At Sea Island G.C., PGA Tour commissioner Tim Finchem and PGA of America Ted Bishop announced several new cooperative initiatives, including the prominent placement of PGA of America teachers at a number of PGA Tour stops, offering free brief lessons to those interested. The PGA Tour will also work with its media partners to highlight PGA of America professionals in its telecasts.
Finchem said the programs signified a "significant ratcheting up of concrete things we can and should be doing" to increase golf participation. Hey, Sen. Coburn, were you listening?
Also a topic that day? Purse size. The Players Championship, the PGA Tour's signature event, and the PGA Championship, the fourth major of the golf year, were going to each offer a record $10 million purse in 2014. Finchem even suggested he might up The Players purse by a dollar to maintain its title as the world's most lucrative pro golf event.
The PGA Tour is the most powerful professional golf organization. It's not even close. However, they're not a monopoly, at least on a global scale.
The LPGA Tour, the leading pro golf organization for women in the world, is also a 501(c)(6) organization which would be subject to taxation if Sen. Coburn's bill became law. Their collective purse size is 80 percent less than that of the PGA Tour. The cost of sponsoring a PGA Tour event dwarfs that of an LPGA Tour event. Overhead? Lower. The LPGA Tour, through a spokesperson, declined to comment for this story.
The PGA Tour has global competition, and it's growing. The European Tour, Asian Tour and OneAsia compete for the participation of the world's best pro golfers on a weekly basis. The PGA Tour almost always wins.
The European Tour, based in England, does not get the same tax-exempt status in the United Kingdom as its peer organization in Florida.
“The European Tour does differ from the PGA Tour, which is largely exempt from federal income taxes under section 501(c)(6) of U.S. legislation, whereas the European Tour is liable to pay Corporation Tax, just like any other corporate organisation," said Jonathan Orr, the European Tour’s Financial Director and Company Secretary, in an emailed statement.
The European Tour's biggest money maker comes every two years, with the biennial Ryder Cup having turned into an event that captivates global sporting attention. Capitalizing on the competitiveness of the matches in the last quarter-century, the European Tour, which splits Ryder Cup profits with the PGA of America, has been aggressive in marketing the Europe-versus-America matches.

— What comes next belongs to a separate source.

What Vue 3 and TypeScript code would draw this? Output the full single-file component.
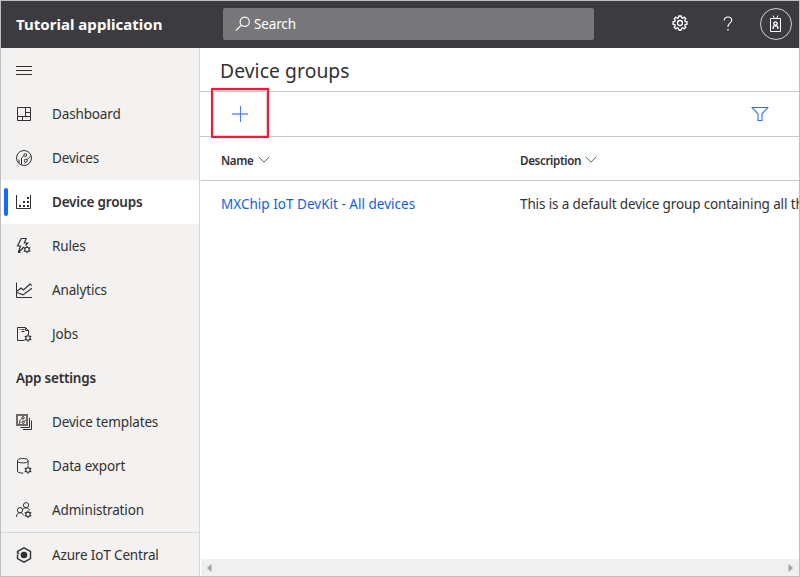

However, it's the individual tax rate that dictates how a lot of players choose to set their schedules. Pro players pay taxes to the individual states (where applicable) in which they earn money playing tournaments, as well to the federal government. That rate, however, is often still lower than in many European countries, but is staggering compared to other locations for European Tour events.
“In terms of individual events, it is probably fair to say the tax landscape on the European Tour is more complicated due to the fact we visit several different tax jurisdictions," Orr said. "For example, the tax environment in countries such as France and the UK differ to each other, and there are also territories visited by The European Tour such as Dubai where the players are paid their prize fund without the deduction of any tax."
Ultimately, it is that weekly competition for talent that dictates how effective PGA Tour events are in getting money to charity. The better the field, the more people who attend, the more companies that are interested in sponsoring the event and part of its purse. To attract an appealing field, regular-season PGA Tour events must offer a top-notch player experience, including a sizable, competitive purse, as well other perks for showing up to play.
As the saying goes, it's spending money to make money. In the eyes of Charity Navigator and others, it may be spending too much to get too little to organizations that need the financial backing. In the eyes of the PGA Tour, sponsors are making an investment in their communities when they get involved with these tournaments, including an in-kind donation to put on a great event with serious economic impact, as well the charitable component.
There is an important distinction to be made here, and it's one that seems hard to understand. The PGA Tour is not a charity; it's just tax exempt. It exists to benefit it's members. It does that by putting on lucrative, first-class tournaments around the world. Those tournaments happen to be charitable organizations that donate to local causes with the event's proceeds beyond what it costs to put on a high-quality event.
Should the PGA Tour, or any sports league for that matter, be tax-exempt? No, not with their rights at astronomical values because they're the rare thing people will watch as it happens on TV anymore.
Should the PGA Tour's events be more efficient in their spending to get more money to charity? Probably, but a golf fan isn't expecting the cost of their ticket to directly help other people. And it's that difference between what the PGA Tour, its events, sponsors and golf fans expect in charitable giving compared to the likes of Charity Navigator that set up this debate.